待機児童解消につながるか
政府は、消費税増税による財源を活用し、幼稚園と保育所の機能を一体化した「総合こども園」を創設することを発表している。
自民党政権下では、幼保一元化と称し『認定こども園』を作ることを進めてきたが、民主党政権下では、幼保一元化と称し、保育園や幼稚園を『総合こども園』に移行することを決めている。
もともと、厚生労働省の管轄下に保育園があり、文部科学省の管轄下に幼稚園があるのは、縦割り行政の最たるもので、不合理だと言うことで幼保一体化が言われてきた。
全国的に、保育園は定員オーバーのところが多く、幼稚園は園児が減少している。福井県も同様の傾向にある保育園や幼稚園が多かったが、自民党が示した『認定こども園』に移行した地区はごく少数であった。
政府は、消費税率が10%に引き上げられることを前提にここ数年後に新システムの本格実施を想定しているようだ。また、民間の参入も認めているようだ。
このような問題の前提には、都市部を中心に保育所に入所できないでいる待機児童が増え続けていることがある。しかし、待機児童解消がいわれてすでに15年以上が経過しているがこの問題は解決していない。
というのは、幼保一元化として2006年度からスタートした『認定子ども園』は当時目標にしていた数のわずかに20%だけしか作られず、待機児童の減少につながっていないのだ。
このような結果から見ても、現政権の進める幼保一体化策による『総合こども園』にしても同様の結果になるのではと私は心配している。それどころか、企業による参入によってはたして 待機児童問題が解決し、良質な保育が確保できるかどうかと言うことについては疑問符が付く。
現在の児童福祉法では、働いている等の理由で役所に希望の保育所への入所申請を行えば、市町村の責任で認可保育所に入所させなければならないが、新制度ではこのような法的規定がなくなるようだ。
幼保一体化は、結局、幼児教育を規制緩和して、企業の参入を容易にするという面があり、これらのよって待機児童の解消を目指しているのだ。

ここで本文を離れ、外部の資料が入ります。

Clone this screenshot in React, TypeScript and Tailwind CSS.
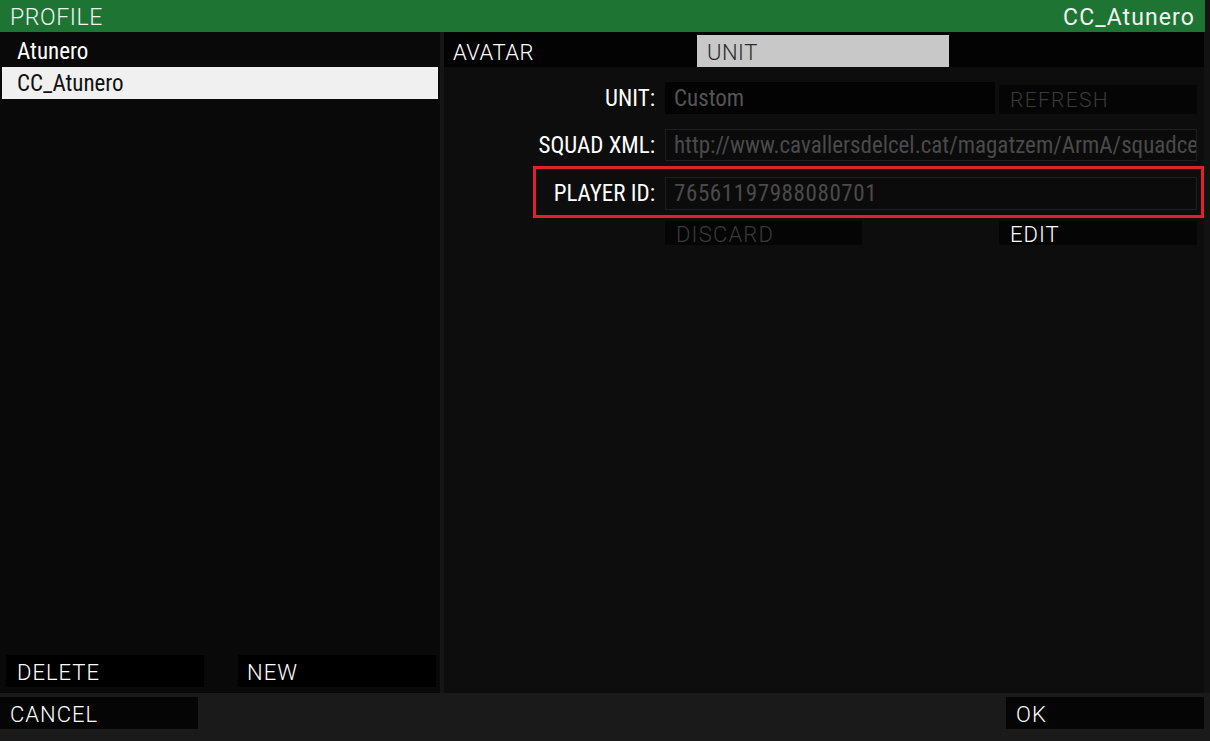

また、現実にも行われているが、土曜や日曜、延長保育などのオプション保育により保育料が上乗せになり、保護者の負担が増加したり、十分なお金がなければ必要な保育が受けられなくなる恐れもあるのだ。
そして、各地の実態を見ると、結局は全てが実質保育園化することになるのだ。親の都合により、子ども達を保育園に任せっぱなしになる可能性がある。核家族の増加と相まってますます祖父母の保育の機会も失われるだろう。
待機児童の多い都会で保育園を作ればすむ話を、経済的な問題に転化し、新制度を導入しようとしているのだ。それも、消費税増税を前提に。
このような大きな問題を、国民や地方に意見を聞くことなしに、一方的に進めようとしていることが一番大きな問題だ。野田総理も、最近声を大にして進めようとしているのだ。
教育や保育の観点からも問題は少なくない。短絡的に言えば、消費税増税によって待機児童解消を狙っているように考えられなくもない。全ての国民が時間をかけて考えるべき問題だと私は思う。
(日記 午前中、創作紙芝居『白山平泉寺物語』の追加の絵を描いた。午前11時より、股関節の可動域を広げ腰痛を改善させるマッサージを受けるために大野へ行く。午後4時より、園児と小学1年生とその保護者のための和太鼓教室。今日から新曲の練習を始める。)